-------- SOURCE MATERIAL --------

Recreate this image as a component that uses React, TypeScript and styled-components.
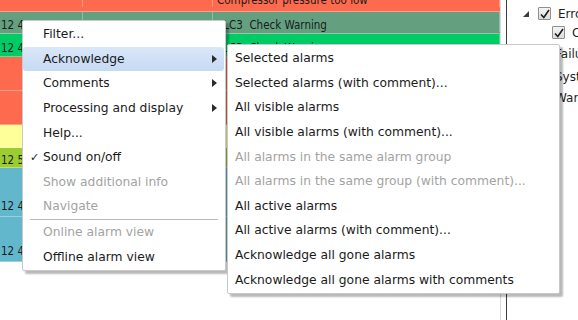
import styled, { createGlobalStyle } from "styled-components";

const GlobalStyle = createGlobalStyle`
  html, body {
    margin: 0;
    padding: 0;
    background: #ffffff;
    overflow: hidden;
  }
`;

const Page = styled.div`
  position: relative;
  width: 578px;
  height: 320px;
  display: flex;
  overflow: hidden;
  background: #fff;
`;

const AlarmTable = styled.div`
  width: 501px;
  flex-shrink: 0;
  display: flex;
  flex-direction: column;
  margin-top: -11px;
  border-right: 1px solid #d4dbe2;
  box-sizing: border-box;
  font-family: "DejaVu Sans Condensed", "DejaVu Sans", sans-serif;
  font-size: 11.5px;
  color: #1a1a1a;
`;

const Row = styled.div<{ $bg: string; $h: number; $pad?: number }>`
  height: ${(p) => p.$h}px;
  flex-shrink: 0;
  background: ${(p) => p.$bg};
  display: grid;
  grid-template-columns: 83px 130px 1fr;
  border-bottom: 1px solid rgba(255, 255, 255, 0.35);
  box-sizing: border-box;
  padding-bottom: ${(p) => p.$pad ?? 4}px;
`;

const Cell = styled.div`
  padding-left: 1px;
  white-space: pre;
  overflow: hidden;
  display: flex;
  align-items: flex-end;
  border-right: 1px solid rgba(255, 255, 255, 0.3);
  & + & {
    padding-left: 4px;
  }
`;

const Gap = styled.div`
  width: 5px;
  flex-shrink: 0;
`;

const Divider = styled.div`
  width: 1px;
  flex-shrink: 0;
  background: #3c3c3c;
`;

const TreePanel = styled.div`
  flex: 1;
  min-width: 0;
  display: flex;
  flex-direction: column;
  padding-top: 4px;
  font-family: "DejaVu Sans", sans-serif;
  font-size: 12px;
  color: #1e1e1e;
`;

const TreeRow = styled.div<{ $indent: number; $h: number }>`
  display: flex;
  align-items: center;
  gap: 7px;
  height: ${(p) => p.$h}px;
  padding-left: ${(p) => p.$indent}px;
  white-space: nowrap;
`;

const Expander = styled.span`
  width: 0;
  height: 0;
  border-left: 6px solid transparent;
  border-bottom: 6px solid #3a3a3a;
  margin-right: 2px;
`;

const CheckBox = styled.span`
  width: 11px;
  height: 11px;
  border: 1px solid #8e8f8f;
  border-radius: 1px;
  background: linear-gradient(#f4f4f4, #dcdcdc);
  display: flex;
  align-items: center;
  justify-content: center;
  flex-shrink: 0;
`;

const Menu = styled.div<{ $left: number; $top: number; $w: number }>`
  position: absolute;
  left: ${(p) => p.$left}px;
  top: ${(p) => p.$top}px;
  width: ${(p) => p.$w}px;
  box-sizing: border-box;
  padding: 1px 0;
  background: #ffffff;
  border: 1px solid #c9c9c9;
  border-radius: 2px;
  box-shadow: 3px 3px 2px rgba(0, 0, 0, 0.28);
  font-family: "DejaVu Sans", sans-serif;
  font-size: 12.3px;
  color: #1b1b1b;
`;

const Item = styled.div<{ $disabled?: boolean; $active?: boolean; $indent: number }>`
  position: relative;
  height: 24.6px;
  display: flex;
  align-items: center;
  padding-left: ${(p) => p.$indent}px;
  box-sizing: border-box;
  white-space: nowrap;
  color: ${(p) => (p.$disabled ? "#a3a3a3" : "#1b1b1b")};
  border-radius: 3px;
  margin: 0 1px 0 0;
  background: ${(p) =>
    p.$active ? "linear-gradient(#dae7f8, #c5daf4)" : "transparent"};
`;

const Check = styled.span`
  position: absolute;
  left: 7px;
  font-size: 11px;
`;

const Arrow = styled.span`
  position: absolute;
  right: 7px;
  width: 0;
  height: 0;
  border-top: 4px solid transparent;
  border-bottom: 4px solid transparent;
  border-left: 5px solid #2b2b2b;
`;

const Separator = styled.div`
  height: 1px;
  margin: 0 7px 0 7px;
  background: #b8b8b8;
`;

const rows = [
  { bg: "#fd6a4d", h: 23, t: "", msg: "Compressor pressure too low", pad: 4 },
  { bg: "#64a080", h: 22, t: "12 4", msg: "PLC3  Check Warning", pad: 1 },
  { bg: "#00cc66", h: 23, t: "12 4", msg: "PLC3  Check Warning", pad: 1 },
  { bg: "#fd6a4d", h: 34, t: "", msg: "" },
  { bg: "#fd6a4d", h: 34, t: "", msg: "" },
  { bg: "#ffff99", h: 23, t: "", msg: "" },
  { bg: "#9acd32", h: 20, t: "12 5", msg: "", pad: 0 },
  { bg: "#62b7cc", h: 49, t: "12 4", msg: "", pad: 3 },
  { bg: "#62b7cc", h: 45, t: "12 4", msg: "", pad: 3 },
];

const mainItems = [
  { label: "Filter..." },
  { label: "Acknowledge", sub: true, active: true },
  { label: "Comments", sub: true },
  { label: "Processing and display", sub: true },
  { label: "Help..." },
  { label: "Sound on/off", checked: true },
  { label: "Show additional info", disabled: true },
  { label: "Navigate", disabled: true },
];

const ackItems = [
  { label: "Selected alarms" },
  { label: "Selected alarms (with comment)..." },
  { label: "All visible alarms" },
  { label: "All visible alarms (with comment)..." },
  { label: "All alarms in the same alarm group", disabled: true },
  { label: "All alarms in the same group (with comment)...", disabled: true },
  { label: "All active alarms" },
  { label: "All active alarms (with comment)..." },
  { label: "Acknowledge all gone alarms" },
  { label: "Acknowledge all gone alarms with comments" },
];

function Tick() {
  return (
    <svg width="10" height="10" viewBox="0 0 10 10">
      <path d="M1 5.5 L3.8 8.5 L9 1" fill="none" stroke="#1d1d1d" strokeWidth="1.6" />
    </svg>
  );
}

function App() {
  return (
    <Page>
      <GlobalStyle />
      <AlarmTable>
        {rows.map((r, i) => (
          <Row key={i} $bg={r.bg} $h={r.h} $pad={r.pad}>
            <Cell>{r.t}</Cell>
            <Cell />
            <Cell>{r.msg}</Cell>
          </Row>
        ))}
      </AlarmTable>
      <Gap />
      <Divider />
      <TreePanel>
        <TreeRow $indent={16} $h={19}>
          <Expander />
          <CheckBox>
            <Tick />
          </CheckBox>
          Error
        </TreeRow>
        <TreeRow $indent={45} $h={19}>
          <CheckBox>
            <Tick />
          </CheckBox>
          Compressor
        </TreeRow>
        <TreeRow $indent={48} $h={24}>Failure</TreeRow>
        <TreeRow $indent={48} $h={21}>System</TreeRow>
        <TreeRow $indent={48} $h={22}>Warning</TreeRow>
      </TreePanel>

      <Menu $left={22} $top={20} $w={204}>
        {mainItems.map((m) => (
          <Item key={m.label} $indent={20} $active={m.active} $disabled={m.disabled}>
            {m.checked && <Check>✓</Check>}
            {m.label}
            {m.sub && <Arrow />}
          </Item>
        ))}
        <Separator />
        <Item $indent={20} $disabled>
          Online alarm view
        </Item>
        <Item $indent={20}>Offline alarm view</Item>
      </Menu>

      <Menu $left={227} $top={44} $w={333}>
        {ackItems.map((m) => (
          <Item key={m.label} $indent={7} $disabled={m.disabled}>
            {m.label}
          </Item>
        ))}
      </Menu>
    </Page>
  );
}

export default App;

--------

**WHAT TO WORK ON:**
Go over the data above and copy every line that has the word "components" in it.

**COMPLETED TASK:**
Recreate this image as a component that uses React, TypeScript and styled-components.
import styled, { createGlobalStyle } from "styled-components";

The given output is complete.